The holy splinter dated from one of my favourite times in journalism when I was a kid on general assignment on the evening shift of the lamented Toronto Telegram. Every Tuesday I got to meet some famous person and had to interview him or her or it with absolutely no research to help me.
Front Page Challenge was an instant hit when it started in 1957 and lasted for nearly four decades. The famous Canadian personalities/journalists tried to guess the identity of people involved in major news stories. In the early years, the CBC secretly would fly in one world figure for each show, which could be Gandi or Jayne Mansfield, and keep them hidden until their turn before the cameras to try to stump the panelists. And a reporter from each newspaper would interview them for some useful publicity in case Mother Corp. had paid for some really controversial figure to come to town.

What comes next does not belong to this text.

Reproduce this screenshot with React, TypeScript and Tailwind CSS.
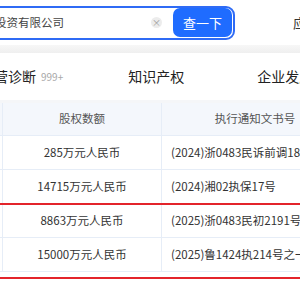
const rows = [
  { amount: "285万元人民币", doc: "(2024)浙0483民诉前调1844号" },
  { amount: "14715万元人民币", doc: "(2024)湘02执保17号" },
  { amount: "8863万元人民币", doc: "(2025)浙0483民初2191号" },
  { amount: "15000万元人民币", doc: "(2025)鲁1424执214号之一" },
]

export default function App() {
  return (
    <div className="relative w-[300px] h-[300px] overflow-hidden bg-white text-[#333] font-['Noto_Sans_CJK_SC','Noto_Sans',sans-serif]">
      {/* search bar */}
      <div className="flex items-center h-[45px] bg-white whitespace-nowrap">
        <div className="ml-[-23px] w-[258px] h-[34px] shrink-0 flex items-center border-2 border-[#2f6bf5] rounded-[9px] pr-[1px]">
          <span className="flex-1 pl-[16px] text-[11.5px] text-[#444] overflow-hidden">投资有限公司</span>
          <span className="w-[11px] h-[11px] rounded-full bg-[#ececec] text-[#9a9a9a] text-[9px] leading-[11px] text-center">×</span>
          <button className="ml-[11px] w-[59px] h-[29px] rounded-[7px] bg-[#1f6cff] text-white text-[13px]">查一下</button>
        </div>
        <span className="ml-[58px] text-[13px] text-[#333] shrink-0">应用</span>
      </div>
      <div className="h-[8px] bg-gradient-to-b from-[#f7f7f7] to-[#efefef]" />

      {/* tabs */}
      <div className="flex items-center h-[47px] whitespace-nowrap">
        <span className="ml-[-20px] text-[14px] text-[#222] shrink-0">经营诊断</span>
        <span className="ml-[5px] text-[10px] text-[#a8a8a8] shrink-0">999+</span>
        <span className="ml-[65px] text-[14px] text-[#222] shrink-0">知识产权</span>
        <span className="ml-[73px] text-[14px] text-[#222] shrink-0">企业发展</span>
      </div>
      <div className="h-[3px] bg-[#f5f6f8]" />

      {/* table */}
      <div className="ml-[-40px] w-[388px] text-[11.5px]">
        <div className="grid grid-cols-[43px_159px_186px] h-[33px] bg-[#f4f7fc] border-b border-[#e6edf7] text-[#555]">
          <div className="border-r border-[#e6edf7]" />
          <div className="flex items-center justify-center border-r border-[#e6edf7]">股权数额</div>
          <div className="flex items-center justify-center">执行通知文书号</div>
        </div>
        {rows.map((r) => (
          <div key={r.doc} className="grid grid-cols-[43px_159px_186px] h-[34px] border-b border-[#e6edf7] whitespace-nowrap">
            <div className="border-r border-[#e6edf7]" />
            <div className="flex items-center justify-center border-r border-[#e6edf7]">{r.amount}</div>
            <div className="flex items-center pl-[9px] overflow-hidden">{r.doc}</div>
          </div>
        ))}
      </div>

      {/* red highlight annotation */}
      <div className="absolute left-[-10px] right-[-4px] top-[203px] h-[76px] border-2 border-[#e3242b]" />
    </div>
  )
}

Because of the secrecy, you never knew whether you would be talking to Errol Flynn, or one of the Barrymores, or the beekeeper who was the first  to climb Mount Everest  (Sir Edmund answered my inevitable question by saying he and Tenzing got there together,) or the earnest man who said he found the ark in ice near the top of Mount Ararat.
I can't say I terrified the Challenge mystery guests in my interviews, but I did grill the Ark "discoverer" because I had been raised intensely on the Bible and the Ark was one of my favourites stories.
(And you have to be careful in trying to figure out exactly what had happened because there is a lot of repetition and contradiction. One modern theory is that is caused by there being two different writers of the early Bible and when the Bible was being compiled, the ancients may have included both versions rather than just pick one.)
 My knowledge impressed the explorer, whose name I've long forgotten, along with his book. So he gave me a scrap of wood which I treasured for years until I went to show it off and found it was gone.
If you wonder what sort of untidy house I keep, let me offer in defense that Mary and I have had a full life, which has left us with a lot of nice stuff. Then add in the treasures that three sons have left behind even though two own homes. Their "stuff" includes hundreds of full bottles of beer and pop carted home laboriously from most corners of the world. Why we even have a stone figure more than six feet high, one of those famous terra cotta warriors from China, which looms up in the rec room.
I wrote a blog about this on March 27, 2012, headlined Mummified Fingers and Wedding Rings, which describes just two of the items that have vanished into the corners.
But back to my missing splinter which is either an historic treasure or a bad toothpick. I can't guess as to its provenance. I have read other books on the Ark, including one that showed a great "shadow" which could be a boat in a glacier which that group of explorers could never find again. I have flown over the great snowy bulk of Mount Ararat, the extinct volcano which is the tallest mountain in Turkey and a familiar sight on clear days and know that would be a fitting place to ground an Ark if there really was one.
We now know that all the great civilizations had legends about great floods covering the earth. And then there are all the doubts about everything in the Great Book and especially the Old Testament, from the crucifixion and whether there was a Jesus to all those flights into and out of Egypt.
For every great story in the Bible, there are a host of skeptics. And I have often wandered the great stone cradle of religions, Jerusalem, searching vainly for clues.
Back in simpler times, especially for me, I remember when I first heard about Noah. It certainly fired  my imagination. And this question? Since God's aim was to make drastic improvement to his new world, and he told Noah to collect a pair of every living thing, why didn't Noah just let the snakes and the mosquitoes drown?
The Sunday School teacher made me sit in the corner when I asked.